El poema no se escribe, se alumbra
José Ángel Valente.
José Ángel Valente.
Todo ser humano tiene derecho a vivir de lo que mejor sabe hacer.
Éste es de los pocos derechos amparados por el sistema capitalista, y que además de favorecer al propio sistema, aumenta las posibilidades de supervivencia y la calidad de vida del trabajador que ha desarrollado sus facultades por esfuerzo propio.
A partir del anterior párrafo comencé a descubrir mi enfermedad. No es que tenga mejores o peores facultades, es que sólo tengo una: crear.
Comenzaré desde el principio.
Mi madre, nada más conseguir desarrollar mis facultades comunicativas, comenzó a martillear mi por entonces pequeña cabecita con órdenes, en su mayoría dirigidas a mantener la casa medianamente limpia. Más allá de que nunca lo consiguiera según su criterio (su vista siempre será más aguda que la capacidad del trapo de retener el polvo), mi madre descubrió bastante pronto uno de mis más evidentes (de los muchos) defectos: la pereza.
Un grave problema. Era cierto.
Por fortuna, mi profesor de primaria nos daba la oportunidad de terminar los ejercicios para casa los últimos diez minutos de cada clase. Gracias a ese pequeño detalle aprendí que diez minutos dan para mucho: para una tarde entera sin deberes. Las tardes las pasaba frente a la televisión, escribiendo cuentos en un ordenador de un giga de disco duro, cambiando y cambiando los versos de un solo soneto o copiando un artículo de la enciclopedia sobre el Namib con la máquina de escribir eléctrica de mi madre. Tendría unos ocho años.
Era cierto. Soy un vago.
A medida que mi cabecita iba acercándose peligrosamente al marco de las puertas, aumentaba el número de palabras que había escrito. Más tarde empecé a grabar cortos y, de repente, ante mí pude vislumbrar la Gran Verdad: sólo me esfuerzo para lo que me interesa(es mentira, mi madre está cansada de repetírmelo). Esto a secas no es malo, pero si lo que interesa es crear, no es malo, es peor.
¿Menuda estupidez?
El leñador vende leña, el publicista negocia con necesidades, el transportista cambia cosas de sitio, el dependiente del súper registra el consumo, el banquero cambia el dinero de cartera (y se queda un poco),... pero siempre me he hecho esta pregunta: ¿cómo se transforma una poesía en un plato de comida?
Mis intereses van poco más allá del autoconocimiento y, en algunos pocos casos, la autocomplacencia.
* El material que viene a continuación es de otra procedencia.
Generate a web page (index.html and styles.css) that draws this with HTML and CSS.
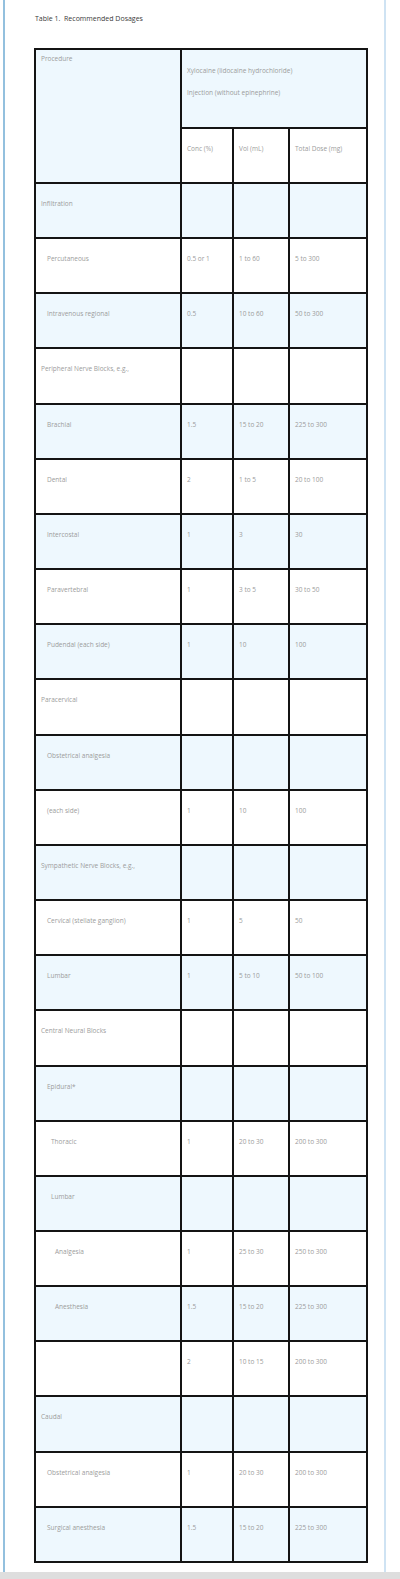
FILE: index.html
```html
<!DOCTYPE html>
<html>
<head>
<meta charset="utf-8">
<link rel="stylesheet" href="styles.css">
</head>
<body>
<div class="page">
  <div class="title">Table 1.&nbsp; Recommended Dosages</div>
  <table class="dosage">
    <colgroup>
      <col class="c1"><col class="c2"><col class="c3"><col class="c4">
    </colgroup>
    <tr class="h1 blue">
      <td rowspan="2" class="proc">Procedure</td>
      <td colspan="3" class="xylo"><div>Xylocaine (lidocaine hydrochloride)</div><div class="inj">Injection (without epinephrine)</div></td>
    </tr>
    <tr class="h2">
      <td>Conc (%)</td><td>Vol (mL)</td><td>Total Dose (mg)</td>
    </tr>
    <tr class="blue"><td>Infiltration</td><td></td><td></td><td></td></tr>
    <tr><td class="i1">Percutaneous</td><td>0.5 or 1</td><td>1 to 60</td><td>5 to 300</td></tr>
    <tr class="blue"><td class="i1">Intravenous regional</td><td>0.5</td><td>10 to 60</td><td>50 to 300</td></tr>
    <tr><td>Peripheral Nerve Blocks, e.g.,</td><td></td><td></td><td></td></tr>
    <tr class="blue"><td class="i1">Brachial</td><td>1.5</td><td>15 to 20</td><td>225 to 300</td></tr>
    <tr><td class="i1">Dental</td><td>2</td><td>1 to 5</td><td>20 to 100</td></tr>
    <tr class="blue"><td class="i1">Intercostal</td><td>1</td><td>3</td><td>30</td></tr>
    <tr><td class="i1">Paravertebral</td><td>1</td><td>3 to 5</td><td>30 to 50</td></tr>
    <tr class="blue"><td class="i1">Pudendal (each side)</td><td>1</td><td>10</td><td>100</td></tr>
    <tr><td>Paracervical</td><td></td><td></td><td></td></tr>
    <tr class="blue"><td class="i1">Obstetrical analgesia</td><td></td><td></td><td></td></tr>
    <tr><td class="i1">(each side)</td><td>1</td><td>10</td><td>100</td></tr>
    <tr class="blue"><td>Sympathetic Nerve Blocks, e.g.,</td><td></td><td></td><td></td></tr>
    <tr><td class="i1">Cervical (stellate ganglion)</td><td>1</td><td>5</td><td>50</td></tr>
    <tr class="blue"><td class="i1">Lumbar</td><td>1</td><td>5 to 10</td><td>50 to 100</td></tr>
    <tr><td>Central Neural Blocks</td><td></td><td></td><td></td></tr>
    <tr class="blue"><td class="i1">Epidural*</td><td></td><td></td><td></td></tr>
    <tr><td class="i2">Thoracic</td><td>1</td><td>20 to 30</td><td>200 to 300</td></tr>
    <tr class="blue"><td class="i2">Lumbar</td><td></td><td></td><td></td></tr>
    <tr><td class="i3">Analgesia</td><td>1</td><td>25 to 30</td><td>250 to 300</td></tr>
    <tr class="blue"><td class="i3">Anesthesia</td><td>1.5</td><td>15 to 20</td><td>225 to 300</td></tr>
    <tr><td></td><td>2</td><td>10 to 15</td><td>200 to 300</td></tr>
    <tr class="blue"><td>Caudal</td><td></td><td></td><td></td></tr>
    <tr><td class="i1">Obstetrical analgesia</td><td>1</td><td>20 to 30</td><td>200 to 300</td></tr>
    <tr class="blue"><td class="i1">Surgical anesthesia</td><td>1.5</td><td>15 to 20</td><td>225 to 300</td></tr>
  </table>
</div>
<div class="statusbar"></div>
</body>
</html>
```
FILE: styles.css
```css
html, body {
  margin: 0;
  padding: 0;
  background: #ffffff;
}
body {
  font-family: "Open Sans", "DejaVu Sans", sans-serif;
  width: 400px;
}
.page {
  margin-left: 3px;
  width: 379px;
  height: 1572px;
  border-left: 2px solid #93c0de;
  border-right: 2px solid #cfe3f3;
  box-sizing: content-box;
  overflow: hidden;
}
.title {
  padding-left: 30px;
  padding-top: 14px;
  font-size: 7px;
  line-height: 10px;
  color: #3a3a3a;
  height: 10px;
}
.dosage {
  margin-top: 24px;
  margin-left: 29px;
  border-collapse: separate;
  border-spacing: 0;
  border-top: 2px solid #141414;
  border-left: 2px solid #141414;
  table-layout: fixed;
  width: 334px;
}
.c1 { width: 146px; }
.c2 { width: 52px; }
.c3 { width: 56px; }
.c4 { width: 78px; }
.dosage td {
  border-right: 2px solid #141414;
  border-bottom: 2px solid #141414;
  vertical-align: top;
  padding: 15px 4px 0 5px;
  font-size: 6.5px;
  line-height: 9px;
  color: #9c9c9c;
  white-space: nowrap;
  overflow: hidden;
}
.dosage tr {
  height: 55.16px;
}
.dosage tr.h1 {
  height: 79px;
}
.dosage tr.h2 {
  height: 55px;
}
.dosage tr.blue td {
  background: #eef8fe;
}
.dosage tr.h2 td {
  background: #ffffff;
}
.dosage td.proc {
  padding-top: 4px;
  background: #eef8fe;
}
.dosage td.xylo {
  padding-top: 16px;
}
.xylo .inj {
  margin-top: 13px;
}
.dosage td.i1 { padding-left: 11px; }
.dosage td.i2 { padding-left: 15px; }
.dosage td.i3 { padding-left: 19px; }
.statusbar {
  height: 7px;
  background: #dedede;
}
```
El público es tan ajeno a mi obra como lo soy yo mismo. Y si una poesía mía vale algo, estaremos de acuerdo en que su valor es incalculable. Un poema, al igual que una canción o una película que pueda ser incluida dentro del movedizo campo del Arte, no tiene precio (aunque el sistema se empeñe en ponérselo)... porque un sueño, un deseo, una idea, una verdad, una mentira, un amor,... tampoco lo tiene... Y a diferencia de la leña o de las marcas, un poema mantiene su esencia, su fragilidad, a lo largo del tiempo y de los corazones.
¡Ya está!¡El libro!
Míralo, por ahí viene... agarradito de la mano de © ¡Ups! Los derechos de autor. ¿Contratos? Sí, contratos.
Al parecer, © y el autor se conocieron gracias a la reina Anne de Inglaterra, allá por 1710. La alcahueta encargada y principal culpable de su unión: la imprenta. Ella fue el milagro que transformó un banquete para quinientas personas manuscrito en piel de cordero en un millón de mendrugos de pan dispersos por el mundo. Cierto es que calmaban el hambre por igual al lector, sin embargo, era difícil mantener la bolsa de los mendrugos sin romperse... y siempre aparecía algún ladronzuelo dispuesto a aprovecharlo, no sólo para comer un par de horas, sino para hacer otro millón de mendrugos que, con su venta, le permitían comer hasta varias veces al día. Y estaremos de acuerdo en que no es justo lucrarse gracias a la receta de otros.
Hasta aquí la lección de Historia. Imagino que todos, llegados a este punto, hemos comprendido de sobra la importancia para alguien como yo, que quiere vivir de lo que escribe, de ser amigo de ©.